BRIEF> Every line with the string "React" should be gathered.

SOURCE EXCERPT>
########
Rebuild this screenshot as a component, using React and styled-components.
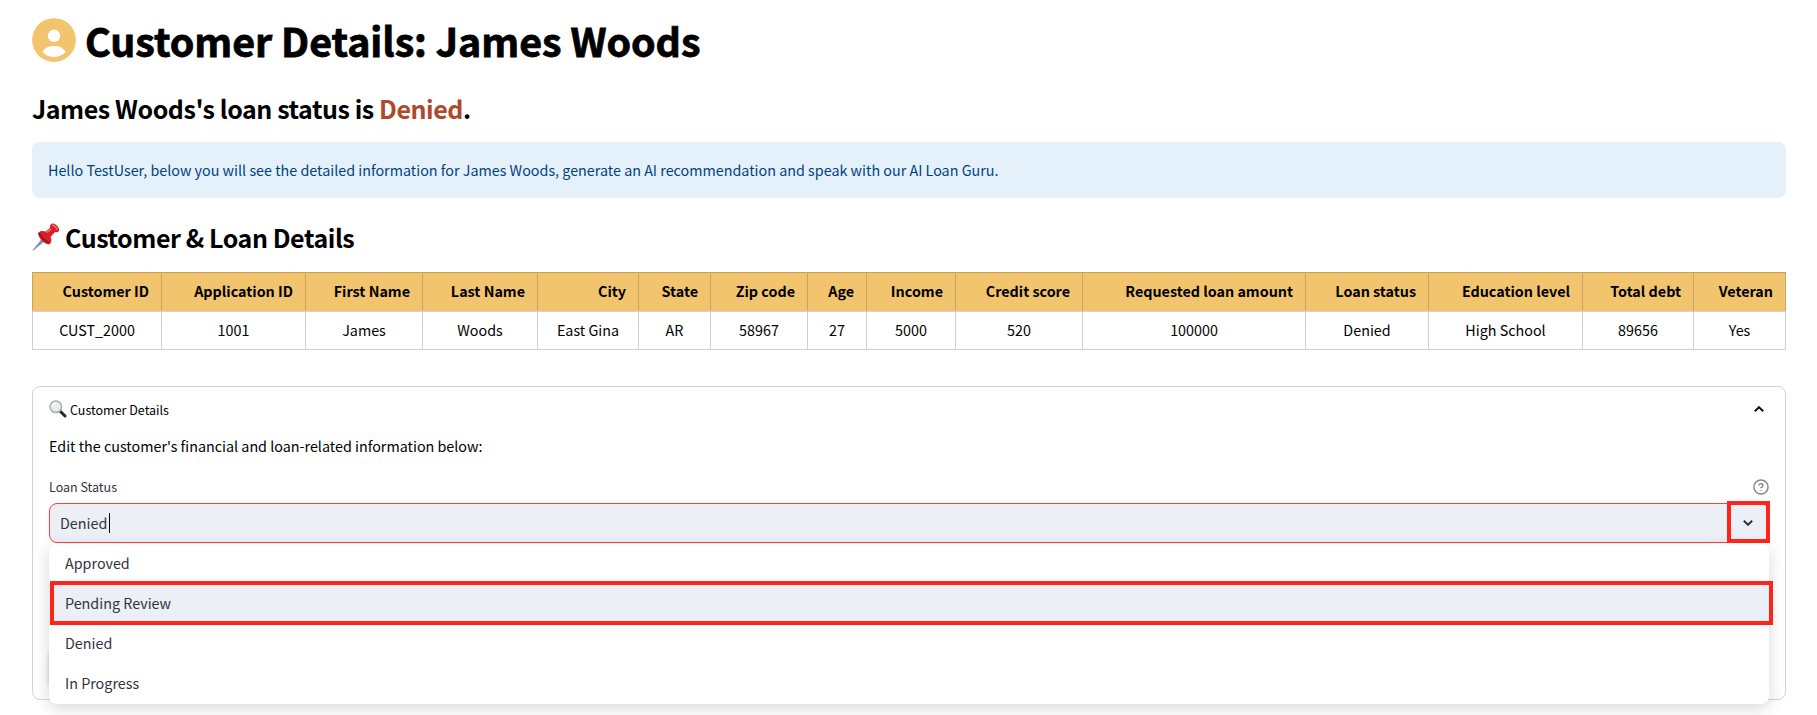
import React from "react";
import styled, { createGlobalStyle } from "styled-components";

const Global = createGlobalStyle`
  * { box-sizing: border-box; }
  html, body { margin: 0; padding: 0; background: #fff; overflow: hidden; }
  body { font-family: "Noto Sans CJK JP", "Noto Sans", sans-serif; font-size: 14.33px; color: #000; }
`;

const Page = styled.main`
  height: 715px;
  padding: 18px 31px 0 32px;
  overflow: hidden;
`;

const TitleRow = styled.header`
  display: flex;
  align-items: center;
  gap: 9px;
  height: 44px;
`;

const Title = styled.h1`
  margin: 0;
  font-size: 39.4px;
  font-weight: 700;
  line-height: 44px;
  letter-spacing: -0.05px;
  -webkit-text-stroke: 0.8px #000;
  white-space: nowrap;
`;

const Heading = styled.h3`
  display: flex;
  align-items: center;
  margin: ${(p) => p.$top}px 0 0;
  font-size: 25px;
  font-weight: 600;
  line-height: 34px;
  height: 34px;
  letter-spacing: -0.44px;
  white-space: pre;
`;

const Status = styled.span`
  color: #ae4a2b;
`;

const Alert = styled.div`
  display: flex;
  align-items: center;
  height: 56px;
  margin-top: 17px;
  padding: 0 16px 2px;
  border-radius: 8px;
  background: #e4f1fb;
  color: #004280;
`;

const Table = styled.table`
  width: 1754px;
  margin-top: 18px;
  border-collapse: collapse;
  table-layout: fixed;
`;

const HeadCell = styled.th`
  height: 39px;
  padding: 0 12px 2px 0;
  border: 1px solid #c9a661;
  border-top-color: #c3a05b;
  border-bottom-color: #d3d3d3;
  background: #f1c46d;
  font-weight: 700;
  text-align: right;
  white-space: nowrap;
  line-height: 24px;
`;

const Cell = styled.td`
  height: 38px;
  padding: 0 0 2px;
  border: 1px solid #cfcfcf;
  text-align: center;
  white-space: nowrap;
  line-height: 24px;
`;

const Panel = styled.section`
  height: 314px;
  margin-top: 36px;
  padding: 0 16px;
  border: 1px solid #d3d3d5;
  border-radius: 8px;
`;

const Summary = styled.div`
  display: flex;
  align-items: center;
  height: 44px;
  font-size: 12.5px;
  padding-right: 5px;
`;

const SummaryText = styled.span`
  flex: 1;
  margin-left: 3px;
`;

const Intro = styled.p`
  margin: 3px 0 0;
  line-height: 24px;
`;

const LabelRow = styled.div`
  display: flex;
  align-items: center;
  justify-content: space-between;
  height: 24px;
  margin-top: 17px;
  font-size: 12.5px;
  color: #31333f;
`;

const Label = styled.span`
  padding-bottom: 2px;
`;

const Select = styled.div`
  position: relative;
  display: flex;
  align-items: center;
  height: 40px;
  margin-top: 4px;
  padding: 0 0 0 10px;
  border: 1px solid #ff4040;
  border-radius: 8px;
  background: #eceff5;
  color: #31333f;
`;

const SelectValue = styled.span`
  padding-bottom: 2px;
`;

const Caret = styled.span`
  width: 1px;
  height: 20px;
  margin-left: 2px;
  background: #000;
`;

const ArrowHighlight = styled.div`
  position: absolute;
  top: -3px;
  right: -2px;
  display: flex;
  align-items: center;
  justify-content: center;
  width: 43px;
  height: 42px;
  padding: 1px 1px 0 0;
  border: 4px solid #ff2419;
`;

const CoveredButton = styled.div`
  position: absolute;
  top: 143px;
  left: 0;
  width: 120px;
  height: 40px;
  border-radius: 8px;
  box-shadow: 0 2px 5px rgba(0, 0, 0, 0.35);
`;

const Menu = styled.ul`
  position: absolute;
  top: 40px;
  left: -1px;
  width: 1720px;
  height: 160px;
  margin: 0;
  padding: 0;
  list-style: none;
  border-radius: 8px;
  background: #fff;
  box-shadow: 0 4px 16px rgba(0, 0, 0, 0.16);
`;

const Option = styled.li`
  display: flex;
  align-items: center;
  height: 40px;
  padding: 0 0 3px 16px;
  background: ${(p) => (p.$active ? "#eceff5" : "transparent")};
`;

const OptionHighlight = styled.div`
  position: absolute;
  top: 37px;
  left: 1px;
  width: 1723px;
  height: 44px;
  border: 4px solid #ff2419;
`;

const columns = [
  ["Customer ID", "CUST_2000", 129],
  ["Application ID", "1001", 144],
  ["First Name", "James", 117],
  ["Last Name", "Woods", 115],
  ["City", "East Gina", 101],
  ["State", "AR", 72],
  ["Zip code", "58967", 97],
  ["Age", "27", 59],
  ["Income", "5000", 89],
  ["Credit score", "520", 127],
  ["Requested loan amount", "100000", 223],
  ["Loan status", "Denied", 123],
  ["Education level", "High School", 154],
  ["Total debt", "89656", 111],
  ["Veteran", "Yes", 92],
];

const options = ["Approved", "Pending Review", "Denied", "In Progress"];

const PersonIcon = () => (
  <svg width="44" height="44" viewBox="0 0 44 44">
    <circle cx="22" cy="22.1" r="21.900" fill="#f1c46d" />
    <circle cx="22" cy="17.8" r="6.2" fill="#fff" />
    <path d="M10.500 34C13 29.500 17 28 22 28S31 29.500 33.500 34C30.500 37.200 26.500 39 22 39S13.500 37.200 10.500 34Z" fill="#fff" />
  </svg>
);

const PinIcon = () => (
  <svg width="33" height="34" viewBox="0 0 33 34">
    <path d="M1 30.300L10.500 18.500L13 20.500Z" fill="#8093a3" stroke="#71889b" strokeWidth=".8" />
    <path d="M6 13C8 10.500 11 10.500 13.500 11.500L18 8C17.500 5 19 3.300 21 3.500C24 4 27 7 27.300 10C27 12 25 12.500 23 12L18.500 17C20 20 19.800 23 17 24.500C12 24 6.500 18.500 6 13Z" fill="#d81f2a" />
    <path d="M7 13Q11 20 17 23" stroke="#a90f20" strokeWidth="2" fill="none" />
    <path d="M20 5Q24 6 25.500 10M14.500 12.500L19 9" stroke="#f4666a" strokeWidth="1.800" fill="none" />
  </svg>
);

const MagnifierIcon = () => (
  <svg width="18" height="18" viewBox="0 0 18 18">
    <path d="M11 11L16 16" stroke="#25292c" strokeWidth="3" strokeLinecap="round" />
    <circle cx="6.800" cy="6.800" r="5.800" fill="#e9eef0" stroke="#a4adb2" strokeWidth="1.500" />
    <path d="M3.500 6Q4.300 3.500 7 3.300" stroke="#fff" strokeWidth="1.300" fill="none" />
  </svg>
);

const Chevron = ({ up, color }) => (
  <svg width="10" height="6" viewBox="0 0 10 6">
    <path d={up ? "M.8 5.200L5 1.200L9.200 5.200" : "M.8 .8L5 4.800L9.200 .8"} fill="none" stroke={color} strokeWidth="2" />
  </svg>
);

const HelpIcon = () => (
  <svg width="16" height="16" viewBox="0 0 24 24" fill="none" stroke="#83848c" strokeWidth="2.100" strokeLinecap="round" strokeLinejoin="round">
    <circle cx="12" cy="12" r="10.600" />
    <path d="M9.090 9a3 3 0 0 1 5.830 1c0 2-3 3-3 3M12 17h.01" />
  </svg>
);

export default function App() {
  return (
    <Page>
      <Global />
      <TitleRow>
        <PersonIcon />
        <Title>Customer Details: James Woods</Title>
      </TitleRow>
      <Heading $top={29}>
        James Woods's loan status is <Status>Denied</Status>.
      </Heading>
      <Alert>
        <span>Hello TestUser, below you will see the detailed information for James Woods, generate an AI recommendation and speak with our AI Loan Guru.</span>
      </Alert>
      <Heading $top={22}>
        <PinIcon />
        Customer &amp; Loan Details
      </Heading>
      <Table>
        <colgroup>
          {columns.map(([name, , width]) => <col key={name} width={width} />)}
        </colgroup>
        <thead>
          <tr>{columns.map(([name]) => <HeadCell key={name}>{name}</HeadCell>)}</tr>
        </thead>
        <tbody>
          <tr>{columns.map(([name, value]) => <Cell key={name}>{value}</Cell>)}</tr>
        </tbody>
      </Table>
      <Panel>
        <Summary>
          <MagnifierIcon />
          <SummaryText>Customer Details</SummaryText>
          <Chevron up color="#111" />
        </Summary>
        <Intro>Edit the customer's financial and loan-related information below:</Intro>
        <LabelRow>
          <Label>Loan Status</Label>
          <HelpIcon />
        </LabelRow>
        <Select>
          <SelectValue>Denied</SelectValue>
          <Caret />
          <CoveredButton />
          <Menu>
            {options.map((o) => <Option key={o} $active={o === "Pending Review"}>{o}</Option>)}
            <OptionHighlight />
          </Menu>
          <ArrowHighlight>
            <Chevron color="#31333f" />
          </ArrowHighlight>
        </Select>
      </Panel>
    </Page>
  );
}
########
EXERCISE SOLUTION>
Rebuild this screenshot as a component, using React and styled-components.
import React from "react";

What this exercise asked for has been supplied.